Can Pegasus be detected on a phone or iPad?
According to NSO Group, no. According to Amnesty International and other groups that have conducted forensic investigations of infected devices, yes.
“Detecting [Pegasus] is almost impossible,” the company’s marketing brochure states. “The Pegasus agent is installed at the kernel level of the device, well concealed and is untraceable by antivirus and antispy software.” And once the spyware is uninstalled from a device “it leaves no traces whatsoever or indications it was ever existed there,” the company claims.
Pegasus also includes a self-destruct mechanism that can be activated remotely. “In cases where a great probability of exposing the [software] exists, a self-destruct mechanism is automatically being activated and the agent is uninstalled. [The software] can be once again installed at a later time…. In cases where the [software] is not responding and did not communicate with the servers for a long time, the [software] will automatically uninstall itself to prevent being exposed or misused,” the company’s brochure states.
But Amnesty International’s technical report describes many artifacts left behind on mobile devices by Pegasus that have helped them identify phones that were infected or were targeted with an attempted infection.
Amnesty has also released a tool for detecting Pegasus on devices. It’s designed primarily for detecting Pegasus on iPhones, because Android phones don’t preserve the kind of evidence needed to detect Pegasus. But Amnesty says the tool can still help detect some Pegasus artifacts on Android phones. The Verge has a good explainer for using the tool.
Claudio Guarnieri, head of Amnesty International's Security Lab, which conducted the forensic investigations for the Pegasus Project, says phone developers make it difficult to audit their devices to find spyware and has called on phone makers to rectify this.
“It wasn't thanks to any dark wizardry [that] NSO kept secret,” Guarnieri wrote in his newsletter this week, “but because of the difficulty to audit mobile devices why Pegasus for so long enjoyed an undeserved reputation of being undetectable, and why for so long technologists gave up even trying to check activists' phones….

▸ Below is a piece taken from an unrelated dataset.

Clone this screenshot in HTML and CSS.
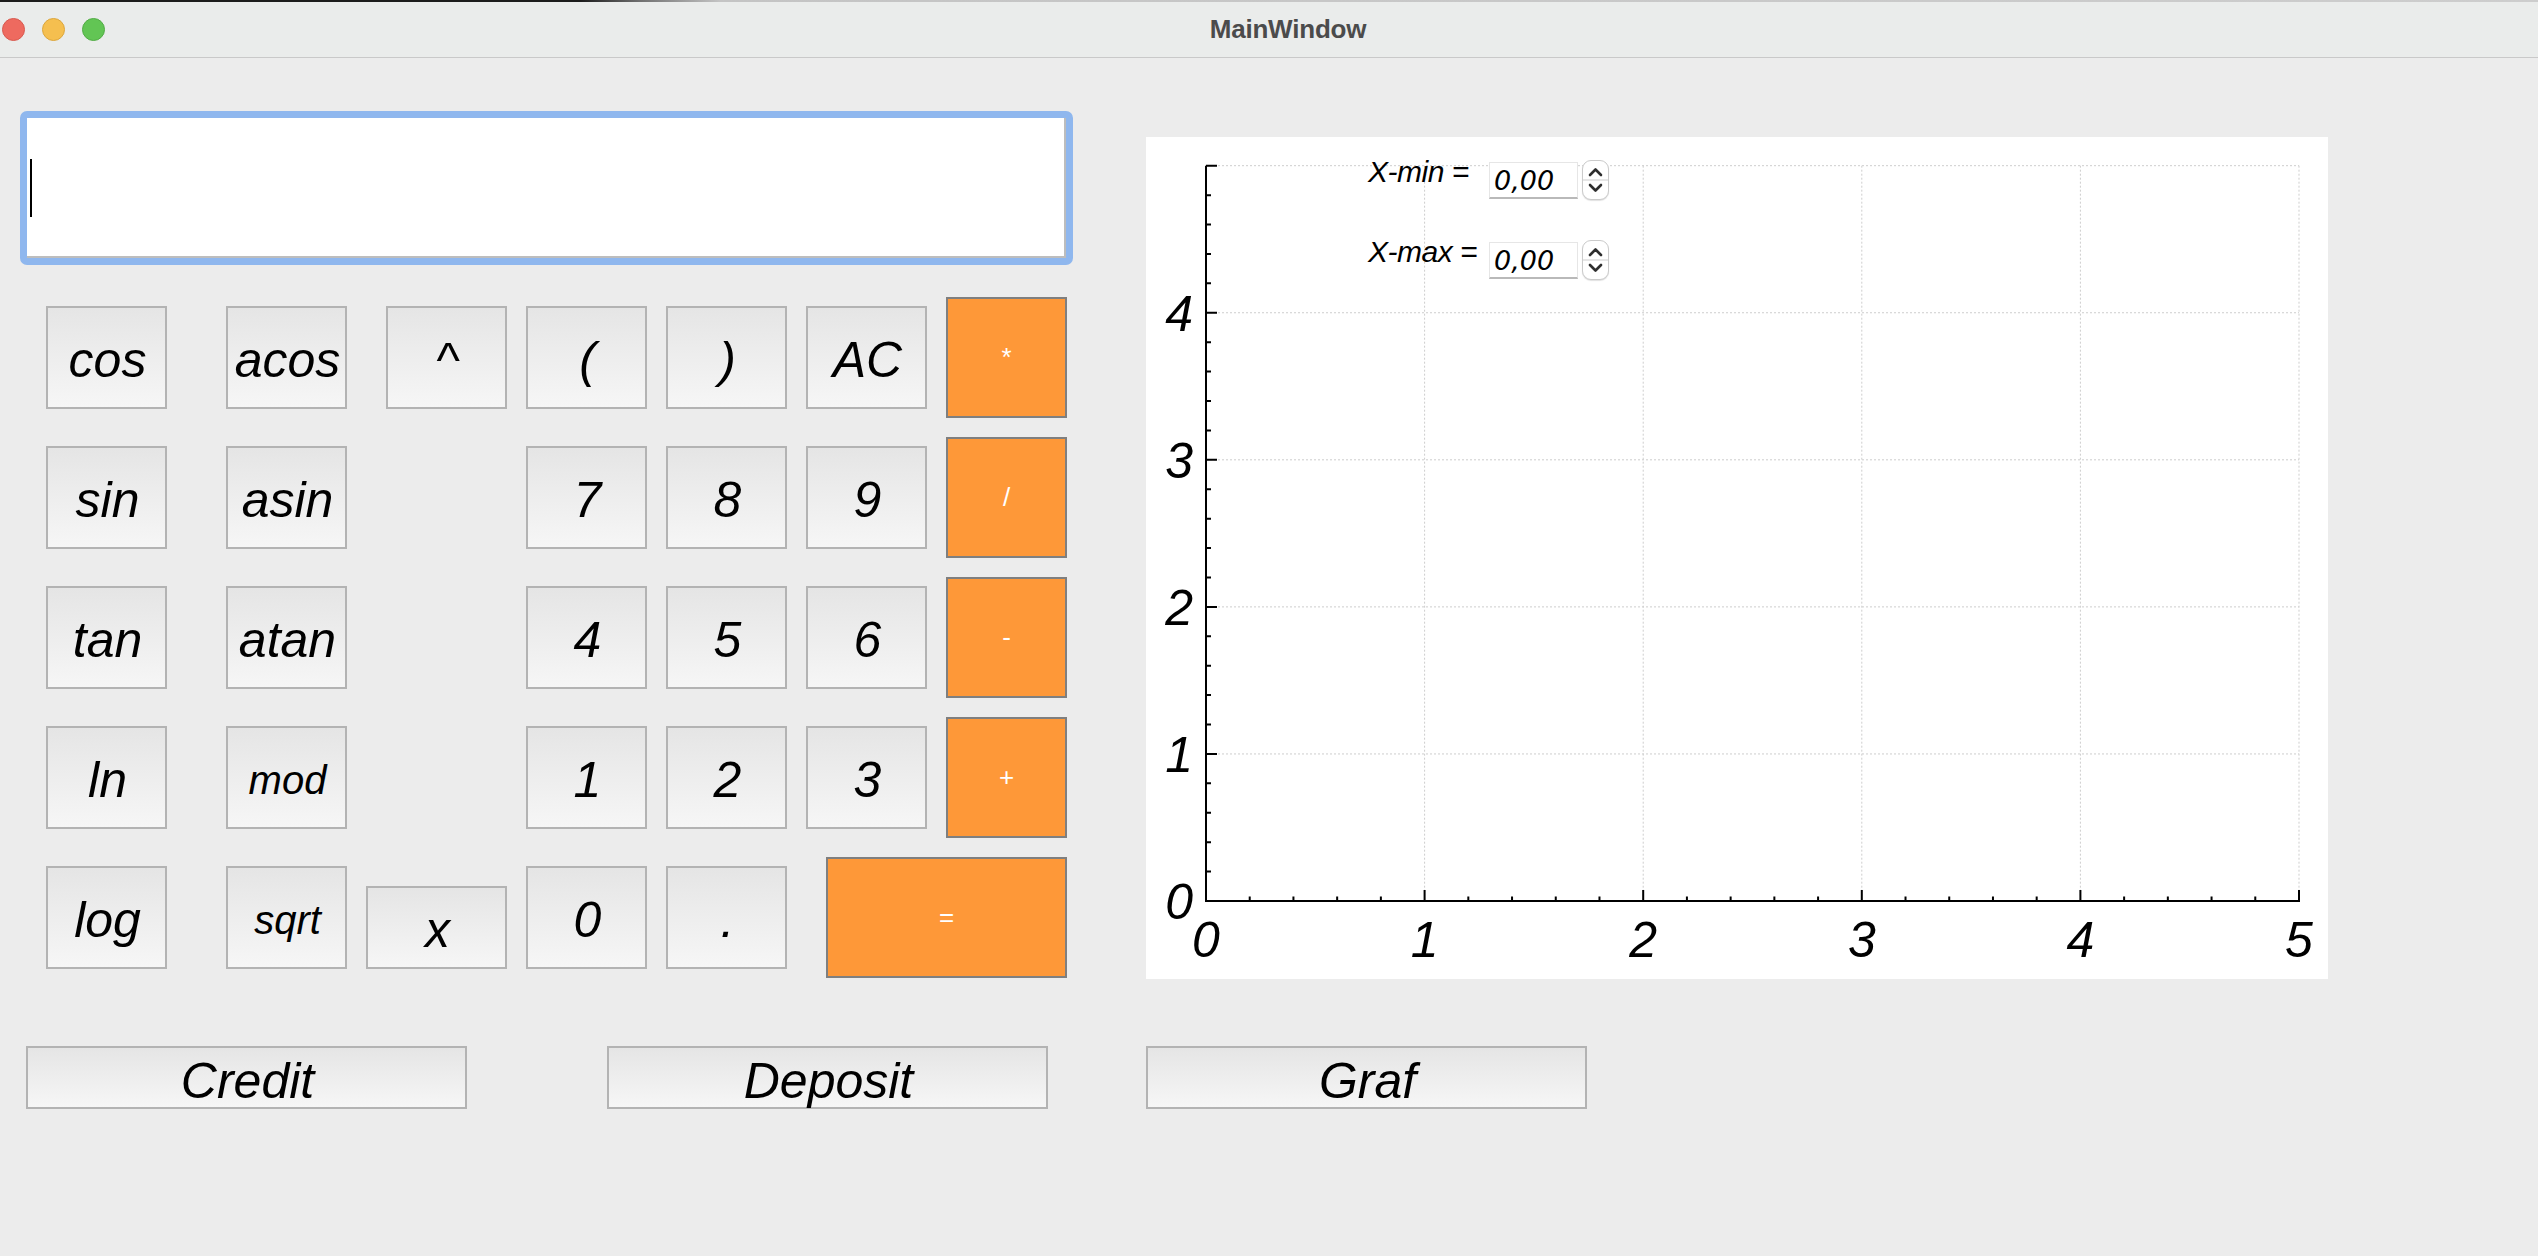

“[C]ollecting forensic evidence is harder than it should be,” Guarnieri continued. “While we developed a decent process for [detecting Pegasus on] iPhones, we still wander in the dark on most Android devices. Manufacturers ought to explore more opportunities to enable users to securely gather more diagnostic information useful to validate the integrity of their devices and identify potential traces of compromise. What we have now is not enough.”